>> START
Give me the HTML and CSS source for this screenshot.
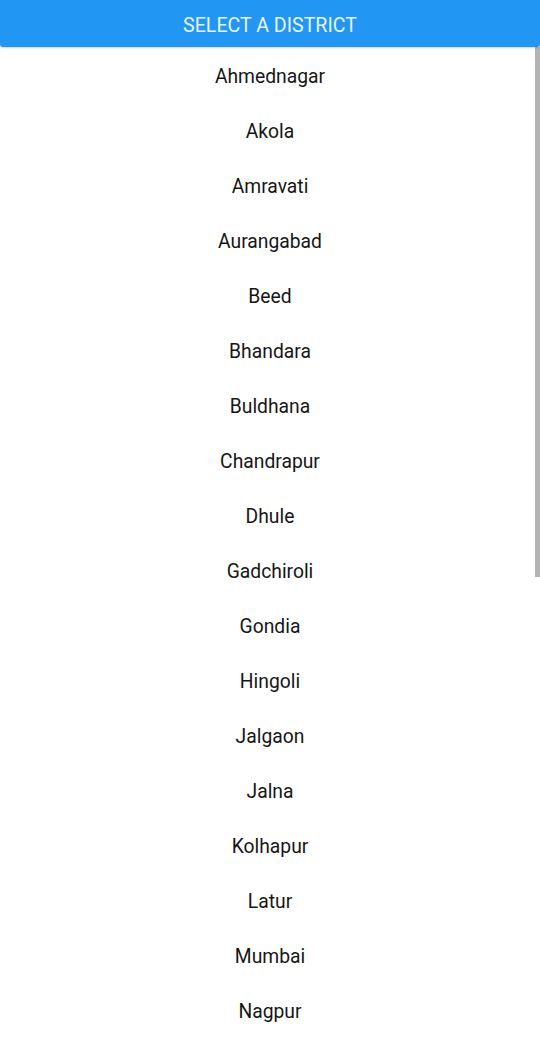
FILE: index.html
```html
<!DOCTYPE html>
<html>
<head>
<meta charset="utf-8">
<link rel="stylesheet" href="styles.css">
</head>
<body>
<div class="screen">
  <header class="bar">SELECT A DISTRICT</header>
  <div class="list-wrap">
    <ul class="list">
      <li>Ahmednagar</li>
      <li>Akola</li>
      <li>Amravati</li>
      <li>Aurangabad</li>
      <li>Beed</li>
      <li>Bhandara</li>
      <li>Buldhana</li>
      <li>Chandrapur</li>
      <li>Dhule</li>
      <li>Gadchiroli</li>
      <li>Gondia</li>
      <li>Hingoli</li>
      <li>Jalgaon</li>
      <li>Jalna</li>
      <li>Kolhapur</li>
      <li>Latur</li>
      <li>Mumbai</li>
      <li>Nagpur</li>
    </ul>
    <div class="scrollbar"></div>
  </div>
</div>
</body>
</html>
```
FILE: styles.css
```css
html, body {
  margin: 0;
  padding: 0;
  background: #fff;
}
.screen {
  width: 540px;
  height: 1056px;
  display: flex;
  flex-direction: column;
  overflow: hidden;
  font-family: Roboto, "Noto Sans", sans-serif;
}
.bar {
  height: 47px;
  box-sizing: border-box;
  padding-top: 3px;
  flex: none;
  background: #2196f3;
  color: #e8f3fd;
  font-size: 19.6px;
  display: flex;
  align-items: center;
  justify-content: center;
  border-radius: 0 0 3px 3px;
  box-shadow: 0 1px 2px rgba(0,0,0,0.18);
  position: relative;
  z-index: 1;
}
.list-wrap {
  position: relative;
  flex: 1;
  overflow: hidden;
}
.list {
  list-style: none;
  margin: 0;
  padding: 2px 0 0;
}
.list li {
  height: 55px;
  display: flex;
  align-items: center;
  justify-content: center;
  font-size: 19.3px;
  color: #161616;
}
.scrollbar {
  position: absolute;
  right: 0;
  top: 0;
  width: 5px;
  height: 530px;
  background: #b3b3b3;
}
```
>> END
§ **EXERCISE DIRECTIONS**:
Each line above is to be copied verbatim. Drop any image from the copy.

§ **RESULT OF THE TASK**:
Give me the HTML and CSS source for this screenshot.
FILE: index.html
```html
<!DOCTYPE html>
<html>
<head>
<meta charset="utf-8">
<link rel="stylesheet" href="styles.css">
</head>
<body>
<div class="screen">
  <header class="bar">SELECT A DISTRICT</header>
  <div class="list-wrap">
    <ul class="list">
      <li>Ahmednagar</li>
      <li>Akola</li>
      <li>Amravati</li>
      <li>Aurangabad</li>
      <li>Beed</li>
      <li>Bhandara</li>
      <li>Buldhana</li>
      <li>Chandrapur</li>
      <li>Dhule</li>
      <li>Gadchiroli</li>
      <li>Gondia</li>
      <li>Hingoli</li>
      <li>Jalgaon</li>
      <li>Jalna</li>
      <li>Kolhapur</li>
      <li>Latur</li>
      <li>Mumbai</li>
      <li>Nagpur</li>
    </ul>
    <div class="scrollbar"></div>
  </div>
</div>
</body>
</html>
```
FILE: styles.css
```css
html, body {
  margin: 0;
  padding: 0;
  background: #fff;
}
.screen {
  width: 540px;
  height: 1056px;
  display: flex;
  flex-direction: column;
  overflow: hidden;
  font-family: Roboto, "Noto Sans", sans-serif;
}
.bar {
  height: 47px;
  box-sizing: border-box;
  padding-top: 3px;
  flex: none;
  background: #2196f3;
  color: #e8f3fd;
  font-size: 19.6px;
  display: flex;
  align-items: center;
  justify-content: center;
  border-radius: 0 0 3px 3px;
  box-shadow: 0 1px 2px rgba(0,0,0,0.18);
  position: relative;
  z-index: 1;
}
.list-wrap {
  position: relative;
  flex: 1;
  overflow: hidden;
}
.list {
  list-style: none;
  margin: 0;
  padding: 2px 0 0;
}
.list li {
  height: 55px;
  display: flex;
  align-items: center;
  justify-content: center;
  font-size: 19.3px;
  color: #161616;
}
.scrollbar {
  position: absolute;
  right: 0;
  top: 0;
  width: 5px;
  height: 530px;
  background: #b3b3b3;
}
```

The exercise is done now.